What is Vitamin B12?
Vitamin B12, is a water soluble vitamin naturally found in meat, fish, or dairy products. This vitamin helps the body to properly form red blood cells, grow tissues, and replicate DNA. It also helps to form myelin sheath to protect nerve cells and conduct nerve impulses, and lowers homocysteine levels thereby reducing the risk of strokes or heart attacks. Vitamin B12 works together with folate in the synthesis of DNA and red blood cells.
Why is Vitamin B12 important?
Vitamin B12 is required for the proper function and development of the brain, nerves, blood cells, and many other parts of the body.
Vitamin B Injections can be useful for the following conditions:
- Chronic Fatigue
- Poor Memory
- Male and Female Infertility
- Multiple Sclerosis
- Cardiovascular Disease
- Age Related Macular Degeneration
Consequences of Vitamin B12 Deficiency:
Some common reasons for Vitamin B12 deficiency include:
- Poor Eating Habits
- Being vegetarian/vegan – studies have shown that 50% of long-term vegetarians and 80% of vegans are Vitamin B12 deficient
- Leaky gut syndrome
- Having low stomach acid – common with blood type A
- Pernicious anemia – an autoimmune condition
- Medications such as PPIs (Proton-Pump Inhibitors) which suppress stomach acid
Who should be getting Vitamin B12 Injections?
- Vegetarians and vegans
- People aged 60 or over
- People who regularly use PPIs or acid suppressing drugs
- People on diabetes drugs like metformin
- People with Crohn’s Disease, Ulcerative Colitis, Celiac Disease or Irritable Bowel Syndrome (IBS)

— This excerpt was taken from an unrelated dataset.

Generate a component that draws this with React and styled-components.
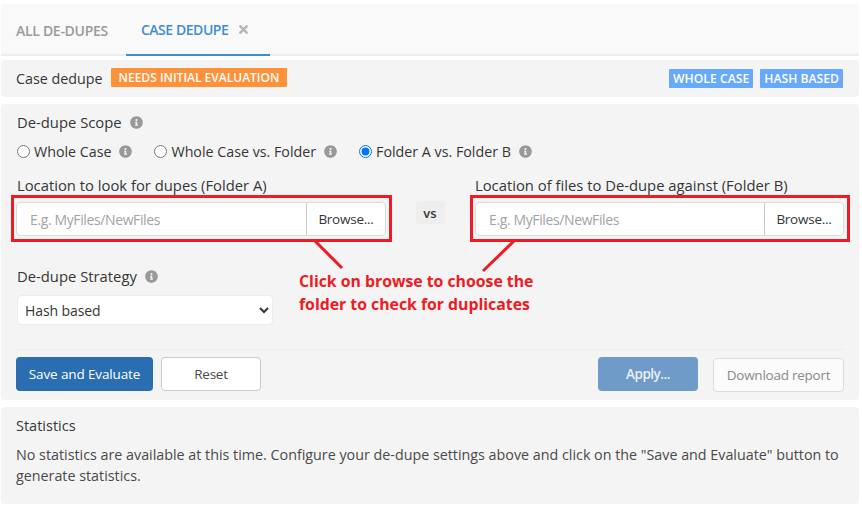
import React from 'react'
import styled, { createGlobalStyle } from 'styled-components'
import { FaInfoCircle, FaTimes } from 'react-icons/fa'

const Global = createGlobalStyle`
html, body { margin:0; padding:0; background:#fff; }
body { font-family:"Open Sans","Noto Sans",sans-serif; font-size:14px; color:#363636; }
* { box-sizing:border-box; }
`
const Page = styled.div`
width:862px;
height:510px;
padding:4px 3px 0 1px;
`
const Tabs = styled.div`
height:52px;
display:flex;
background:#f9f9f9;
border-bottom:2px solid #eeeeee;
`
const Tab = styled.div`
height:52px;
display:flex;
align-items:center;
gap:9px;
padding:${props => props.active ? '0 20px 0 15px' : '0 15px'};
margin-right:${props => props.active ? '0' : '3px'};
font-size:14px;
font-weight:600;
letter-spacing:${props => props.active ? '-0.45px' : '-0.3px'};
color:${props => props.active ? '#3e8ed0' : '#9a9a9a'};
border-bottom:${props => props.active ? '2px solid #3e8ed0' : 'none'};
svg { color:#b5b5b5; font-size:13px; }
`
const Panel = styled.div`
background:#f4f4f4;
border-radius:4px;
`
const Heading = styled(Panel)`
height:37px;
margin-top:4px;
padding:0 16px 0 15px;
display:flex;
align-items:center;
justify-content:space-between;
`
const Side = styled.div`
display:flex;
align-items:${props => props.align || 'center'};
gap:${props => props.gap || '7px'};
`
const Title = styled.span`
font-size:14.3px;
margin-right:1px;
`
const Tag = styled.span`
height:19px;
padding:0 ${props => props.padding || '4px'};
display:inline-flex;
align-items:center;
border-radius:1px;
font-size:${props => props.size || '12px'};
font-weight:600;
color:#fff;
background:${props => props.color};
position:relative;
top:${props => props.shift || '0'};
`
const Main = styled(Panel)`
position:relative;
height:296px;
margin-top:7px;
padding:8px 15px 0;
`
const Label = styled.div`
display:flex;
align-items:center;
gap:8px;
height:19px;
padding-left:${props => props.flush ? '0' : '1px'};
font-size:14.8px;
color:#363636;
svg { position:relative; top:1px; }
`
const Info = styled(FaInfoCircle)`
color:#999;
font-size:13px;
`
const Radios = styled.div`
display:flex;
align-items:center;
height:20px;
margin-top:10px;
`
const RadioItem = styled.label`
display:flex;
align-items:center;
gap:4px;
margin-right:${props => props.gap};
font-size:14.25px;
input { margin:0 0 0 1px; width:13px; height:13px; accent-color:#0075ff; }
svg { margin-left:4px; }
`
const Fields = styled.div`
display:grid;
grid-template-columns:370px 89px 369px;
margin-top:14px;
`
const Field = styled.div`
position:relative;
`
const InputGroup = styled.div`
display:flex;
height:34px;
margin-top:8px;
border:1px solid #dbdbdb;
border-radius:4px;
background:#fff;
`
const TextInput = styled.input`
flex:1;
min-width:0;
border:0;
padding:0 12px 0 13px;
background:transparent;
border-radius:4px 0 0 4px;
font:14px "Open Sans",sans-serif;
letter-spacing:-0.38px;
&::placeholder { color:#a3a3a3; opacity:1; }
`
const Browse = styled.div`
width:79px;
display:flex;
align-items:center;
justify-content:center;
border-left:1px solid #c9c9c9;
letter-spacing:-0.25px;
font-size:13.5px;
`
const Vs = styled.div`
justify-self:center;
align-self:start;
margin:26px 0 0 -1px;
width:29px;
height:23px;
display:flex;
align-items:center;
justify-content:center;
background:#eeeeee;
border-radius:4px;
font-size:13px;
font-weight:600;
`
const Frame = styled.div`
position:absolute;
left:-5px;
right:-5.5px;
top:20px;
height:47px;
border:3px solid #ed1c24;
pointer-events:none;
`
const Strategy = styled(Label)`
margin-top:30px;
`
const Select = styled.select`
display:block;
width:256px;
height:30px;
margin:10px 0 0 1px;
padding:0 3px;
border:1px solid #ececec;
border-radius:4px;
background:#fff;
color:#363636;
font:14px "Open Sans",sans-serif;
letter-spacing:-0.1px;
`
const Divider = styled.hr`
margin:24px 0 7px;
border:0;
border-top:1px solid #ededed;
`
const Actions = styled.div`
display:flex;
justify-content:space-between;
align-items:flex-start;
`
const Button = styled.div`
height:34px;
width:${props => props.width};
display:flex;
align-items:center;
justify-content:center;
border-radius:4px;
font-size:13.5px;
letter-spacing:${props => props.spacing || '-0.25px'};
border:1px solid ${props => props.border || 'transparent'};
color:${props => props.color || '#fff'};
background:${props => props.bg};
font-weight:${props => props.weight || 400};
margin-top:${props => props.offset || 0};
`
const Note = styled.div`
position:absolute;
left:298px;
top:166px;
font-size:15.8px;
line-height:23px;
font-weight:700;
color:#ed1c24;
`
const Callout = styled.svg`
position:absolute;
left:0;
top:0;
pointer-events:none;
`
const Stats = styled(Panel)`
height:97px;
margin-top:7px;
padding:9px 15px;
`
const StatsTitle = styled.div`
font-size:14.5px;
font-weight:500;
line-height:20px;
`
const StatsText = styled.div`
margin-top:9px;
font-size:14.3px;
line-height:20.6px;
color:#4a4a4a;
`

const FolderField = ({ label, flush }) => (
  <Field>
    <Label flush={flush}>{label}</Label>
    <InputGroup>
      <TextInput placeholder="E.g. MyFiles/NewFiles" />
      <Browse>Browse...</Browse>
    </InputGroup>
    <Frame />
  </Field>
)

const App = () => {
  return (
    <Page>
      <Global />
      <Tabs>
        <Tab>ALL DE-DUPES</Tab>
        <Tab active>CASE DEDUPE <FaTimes /></Tab>
      </Tabs>
      <Heading>
        <Side>
          <Title>Case dedupe</Title>
          <Tag color="#ff9238" padding="8px" shift="-1px">NEEDS INITIAL EVALUATION</Tag>
        </Side>
        <Side>
          <Tag color="#66a9ff" size="12.2px">WHOLE CASE</Tag>
          <Tag color="#66a9ff" size="12.2px">HASH BASED</Tag>
        </Side>
      </Heading>
      <Main>
        <Label>De-dupe Scope <Info /></Label>
        <Radios>
          <RadioItem gap="21px"><input type="radio" name="scope" readOnly /> Whole Case <Info /></RadioItem>
          <RadioItem gap="21px"><input type="radio" name="scope" readOnly /> Whole Case vs. Folder <Info /></RadioItem>
          <RadioItem gap="0"><input type="radio" name="scope" defaultChecked /> Folder A vs. Folder B <Info /></RadioItem>
        </Radios>
        <Fields>
          <FolderField label="Location to look for dupes (Folder A)" />
          <Vs>vs</Vs>
          <FolderField flush label="Location of files to De-dupe against (Folder B)" />
        </Fields>
        <Strategy>De-dupe Strategy <Info /></Strategy>
        <Select defaultValue="hash">
          <option value="hash">Hash based</option>
        </Select>
        <Divider />
        <Actions>
          <Side gap="8px" align="flex-start">
            <Button width="137px" bg="#2a6db0" weight={500} spacing="-0.13px">Save and Evaluate</Button>
            <Button width="100px" bg="#fff" color="#4a4a4a" border="#c9c9c9">Reset</Button>
          </Side>
          <Side gap="15px" align="flex-start">
            <Button width="100px" bg="#6f9bc8" weight={600} color="#e9f0f7" spacing="-0.5px">Apply...</Button>
            <Button width="131px" bg="#fbfbfb" color="#8a8a8a" border="#dcdcdc" offset="1px">Download report</Button>
          </Side>
        </Actions>
        <Callout width="858" height="296">
          <line x1="314" y1="137" x2="341" y2="164" stroke="#ed1c24" strokeWidth="3" />
          <line x1="513" y1="137" x2="482" y2="167" stroke="#ed1c24" strokeWidth="3" />
        </Callout>
        <Note>Click on browse to choose the<br />folder to check for duplicates</Note>
      </Main>
      <Stats>
        <StatsTitle>Statistics</StatsTitle>
        <StatsText>No statistics are available at this time. Configure your de-dupe settings above and click on the "Save and Evaluate" button to generate statistics.</StatsText>
      </Stats>
    </Page>
  )
}

export default App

- Women with a history of infertility and miscarriage
How often should one get vitamin B12 injections?
For those with pernicious anemia, a cycle of 8 to 10 injections within a two month period to build up Vitamin B12 storage. After that, a once per month dose is needed to maintain proper B12 levels. If your B12 deficiency is caused by longterm vegetarianism/veganism, monthly injections are recommended.

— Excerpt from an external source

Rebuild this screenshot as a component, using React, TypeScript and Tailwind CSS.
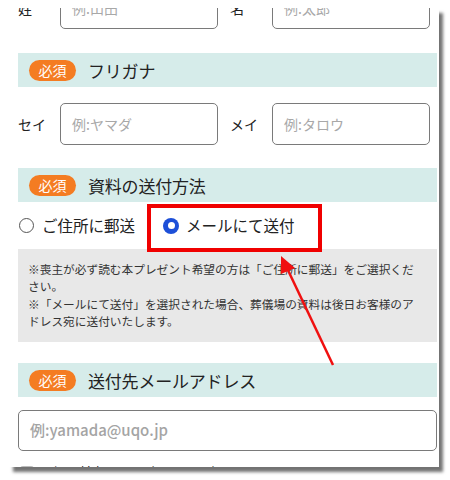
import React from 'react';

const font = { fontFamily: '"Noto Sans CJK JP", "Noto Sans", sans-serif' };

const Badge: React.FC = () => (
  <span className="flex items-center justify-center w-[47px] h-[21px] rounded-full bg-[#f47c22] text-white text-[14px] leading-none">
    必須
  </span>
);

const SectionHeader: React.FC<{ title: string; className?: string }> = ({ title, className }) => (
  <div className={`flex items-center h-[34px] bg-[#d6ecea] pl-[11px] gap-[12px] ${className ?? ''}`}>
    <Badge />
    <span className="text-[17px] text-[#222] leading-none tracking-[-0.2px]">{title}</span>
  </div>
);

const NameField: React.FC<{ label: string; placeholder: string; className?: string }> = ({
  label,
  placeholder,
  className,
}) => (
  <div className={`flex items-center ${className ?? ''}`}>
    <span className="w-[42px] text-[14px] text-[#222]">{label}</span>
    <div className="flex items-center w-[158px] h-[42px] border-[1.5px] border-[#7a7a7a] rounded-[5px] pl-[11px] text-[14px] text-[#a8a8a8]">
      {placeholder}
    </div>
  </div>
);

const NameRow: React.FC<{ first: [string, string]; second: [string, string]; className?: string }> = ({
  first,
  second,
  className,
}) => (
  <div className={`flex items-center ${className ?? ''}`}>
    <NameField label={first[0]} placeholder={first[1]} />
    <NameField label={second[0]} placeholder={second[1]} className="ml-[12px]" />
  </div>
);

export default function App() {
  return (
    <div className="relative w-[450px] h-[480px] bg-white pt-[8px] pl-[9px]" style={font}>
      {/* page card, cropped at top and bottom like the screenshot */}
      <div className="w-[430px] h-[459px] bg-white overflow-hidden shadow-[4px_5px_3px_rgba(0,0,0,0.55)] pl-[9px] pr-[2px]">
        <NameRow first={['姓', '例:山田']} second={['名', '例:太郎']} className="-mt-[21px]" />

        <SectionHeader title="フリガナ" className="mt-[24px]" />
        <NameRow first={['セイ', '例:ヤマダ']} second={['メイ', '例:タロウ']} className="mt-[16px]" />

        <SectionHeader title="資料の送付方法" className="mt-[23px]" />
        <div className="flex items-center h-[47px] pl-[1px]">
          <span className="w-[15px] h-[15px] rounded-full border-[1.5px] border-[#555]" />
          <span className="ml-[8px] text-[15.5px] text-[#222]">ご住所に郵送</span>
          <span className="ml-[28px] flex items-center justify-center w-[16px] h-[16px] rounded-full bg-[#1d4fd8]">
            <span className="w-[7px] h-[7px] rounded-full bg-white" />
          </span>
          <span className="ml-[7px] text-[15.5px] text-[#222]">メールにて送付</span>
        </div>
        <div className="bg-[#e8e8e8] pl-[10px] pr-[14px] pt-[11px] pb-[12px] h-[93px] text-[11.7px] leading-[17.3px] text-[#333]">
          <p>※喪主が必ず読む本プレゼント希望の方は「ご住所に郵送」をご選択ください。</p>
          <p>※「メールにて送付」を選択された場合、葬儀場の資料は後日お客様のアドレス宛に送付いたします。</p>
        </div>

        <SectionHeader title="送付先メールアドレス" className="mt-[21px]" />
        <div className="mt-[13px] flex items-center h-[41px] border-[1.5px] border-[#7a7a7a] rounded-[5px] pl-[11px] text-[15px] font-medium text-[#a4a4a4]">
          例:yamada@uqo.jp
        </div>
        <div className="mt-[11px] flex items-center gap-[18px] pl-[2px]">
          <span className="w-[14px] h-[14px] rounded-[3px] bg-[#bbb]" />
          <span className="text-[14px] text-[#222]">個人情報の取り扱いに同意する</span>
        </div>
      </div>

      {/* annotation box */}
      <div className="absolute left-[147px] top-[204px] w-[175px] h-[48px] border-[4px] border-[#f00000]" />

      {/* annotation arrow */}
      <svg className="absolute inset-0 pointer-events-none" width="450" height="480" viewBox="0 0 450 480">
        <line x1="333" y1="365" x2="286" y2="266" stroke="#f01010" strokeWidth="2.5" />
        <polygon points="281,256 295,268 281,274" fill="#f01010" />
      </svg>
    </div>
  );
}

Why Vitamin B12 Injections over oral Vitamin B12?
A lack of a protein called intrinsic factor in people, digestive issues, and the destruction or removal of parts of the stomach, does not allow Vitamin B12 to be absorbed from food or oral vitamin supplements. Vitamin B12 injections are a more direct method of delivering the vitamin into the system as it gets completely absorbed by the muscle tissue and bypasses the digestive system, allowing for maximum absorption.
Are there any side effects of vitamin B12 injections?
Aside from the positive side effects of Vitamin B12 injection, you might notice a slight vitamin taste that lasts for a minute while you are receiving the injection. Although it is nothing to worry about, the first couple of times you urinate after your injection, you may notice an orange or red hue in your urine. Although extremely rare, there have been cases where people have developed a redness or a rash – around the injection site – indicating a Vitamin B12 allergy.
Cautions and Contraindications:
It is rare to have an allergic reaction to Vitamin B12 injections but it has been known to occur. Symptoms will be swelling, redness, hives, or a rash around the injection site. If this occurs, you may want to switch to an oral liquid vitamin B complex or a sublingual B12 and folic acid tablet.
Avoid B12 Injections if you have Leber’s disease.
Vitamin B12 injections should be used in caution with those that have Gout or high uric acid levels.
Caution should be taken with those that have megaloblastic anemia as B12 can reduce potassium levels in the blood.
Pregnant and breast feeding women who are low in B12 should only receive smaller doses.